» Job:
Every line below that holds the string "components" should be copied out.

» Recorded data:
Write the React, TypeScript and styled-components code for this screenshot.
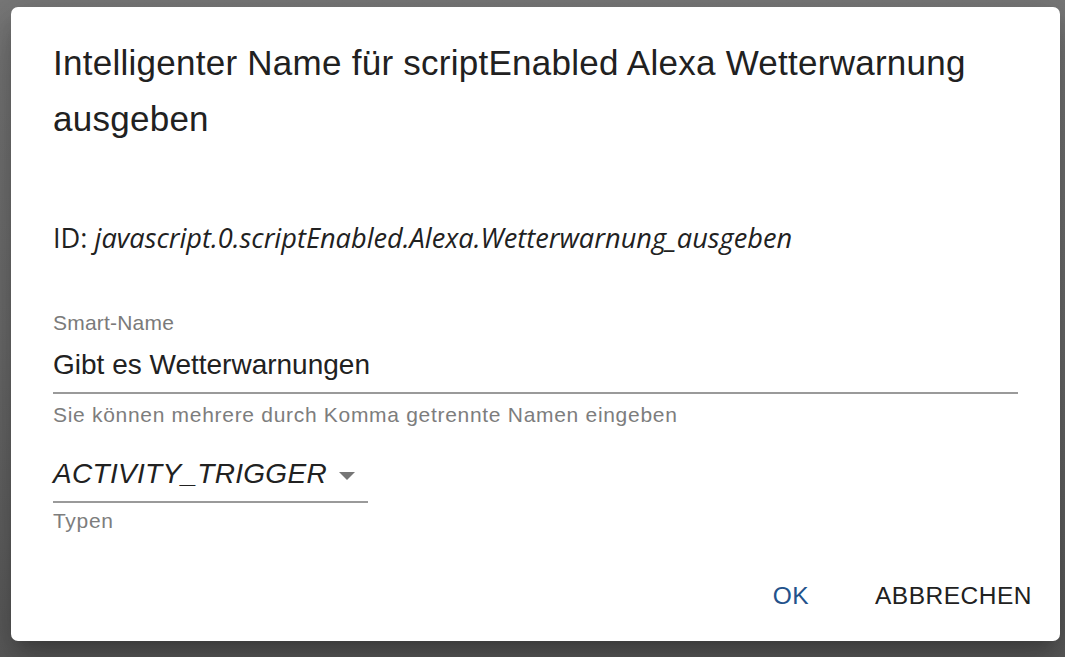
import styled, { createGlobalStyle } from "styled-components";

const GlobalStyle = createGlobalStyle`
  html, body {
    margin: 0;
    padding: 0;
  }
  body {
    height: 657px;
    overflow: hidden;
    background: linear-gradient(180deg, #787878 0%, #6c6c6c 50%, #5a5a5a 100%);
    font-family: "Liberation Sans", Arial, sans-serif;
  }
`;

const Backdrop = styled.div`
  height: 657px;
  padding: 7px 5px 16px 11px;
  box-sizing: border-box;
`;

const Dialog = styled.div`
  width: 1049px;
  height: 634px;
  background: #ffffff;
  border-radius: 7px;
  box-shadow: 0 11px 15px -7px rgba(0, 0, 0, 0.2), 0 24px 38px 3px rgba(0, 0, 0, 0.14),
    0 9px 46px 8px rgba(0, 0, 0, 0.12);
  display: flex;
  flex-direction: column;
  box-sizing: border-box;
`;

const Title = styled.h2`
  margin: 0;
  padding: 28px 42px;
  font-size: 35px;
  font-weight: 400;
  line-height: 56px;
  color: #212121;
  letter-spacing: 0.26px;
`;

const Content = styled.div`
  flex: 1;
  padding: 0 42px;
  display: flex;
  flex-direction: column;
`;

const IdLine = styled.div`
  margin-top: 42px;
  font-family: "Open Sans", "DejaVu Sans", sans-serif;
  font-size: 27.2px;
  line-height: 42px;
  color: #212121;
`;

const IdValue = styled.span`
  font-style: italic;
`;

const Field = styled.div<{ $width?: number; $top: number }>`
  width: ${(p) => (p.$width ? `${p.$width}px` : "100%")};
  margin-top: ${(p) => p.$top}px;
  display: flex;
  flex-direction: column;
`;

const Label = styled.div`
  font-size: 21px;
  line-height: 24px;
  letter-spacing: 0.2px;
  color: #7a7a7a;
`;

const InputRow = styled.div<{ $padTop: number }>`
  display: flex;
  align-items: center;
  justify-content: space-between;
  padding: ${(p) => p.$padTop}px 0 10px 0;
  border-bottom: 2px solid #9a9a9a;
`;

const Value = styled.span<{ $italic?: boolean }>`
  font-size: 28px;
  line-height: 34px;
  letter-spacing: ${(p) => (p.$italic ? "0.3px" : "0")};
  color: #212121;
  font-style: ${(p) => (p.$italic ? "italic" : "normal")};
`;

const Helper = styled.div<{ $top: number }>`
  margin-top: ${(p) => p.$top}px;
  font-size: 21px;
  line-height: 24px;
  letter-spacing: 0.7px;
  color: #7d7d7d;
`;

const Arrow = styled.span`
  width: 0;
  height: 0;
  margin: 3px 13px 0 0;
  border-left: 8px solid transparent;
  border-right: 8px solid transparent;
  border-top: 8px solid #767676;
`;

const Actions = styled.div`
  display: flex;
  justify-content: flex-end;
  align-items: center;
  gap: 14px;
  padding: 14px;
`;

const Button = styled.button<{ $primary?: boolean }>`
  background: none;
  border: none;
  min-width: 112px;
  height: 63px;
  padding: 0 14px;
  font-family: "Liberation Sans", Arial, sans-serif;
  font-size: 24.5px;
  letter-spacing: 0.5px;
  text-transform: uppercase;
  color: ${(p) => (p.$primary ? "#23528b" : "#212121")};
  border-radius: 7px;
  cursor: pointer;
`;

export default function App() {
  return (
    <>
      <GlobalStyle />
      <Backdrop>
        <Dialog>
          <Title>Intelligenter Name für scriptEnabled Alexa Wetterwarnung ausgeben</Title>
          <Content>
            <IdLine>
              ID: <IdValue>javascript.0.scriptEnabled.Alexa.Wetterwarnung_ausgeben</IdValue>
            </IdLine>
            <Field $top={52}>
              <Label>Smart-Name</Label>
              <InputRow $padTop={13}>
                <Value>Gibt es Wetterwarnungen</Value>
              </InputRow>
            </Field>
            <Helper $top={9}>Sie können mehrere durch Komma getrennte Namen eingeben</Helper>
            <Field $width={315} $top={30}>
              <InputRow $padTop={0}>
                <Value $italic>ACTIVITY_TRIGGER</Value>
                <Arrow />
              </InputRow>
            </Field>
            <Helper $top={6}>Typen</Helper>
          </Content>
          <Actions>
            <Button $primary>OK</Button>
            <Button>Abbrechen</Button>
          </Actions>
        </Dialog>
      </Backdrop>
    </>
  );
}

» Reply to the task:
Write the React, TypeScript and styled-components code for this screenshot.
import styled, { createGlobalStyle } from "styled-components";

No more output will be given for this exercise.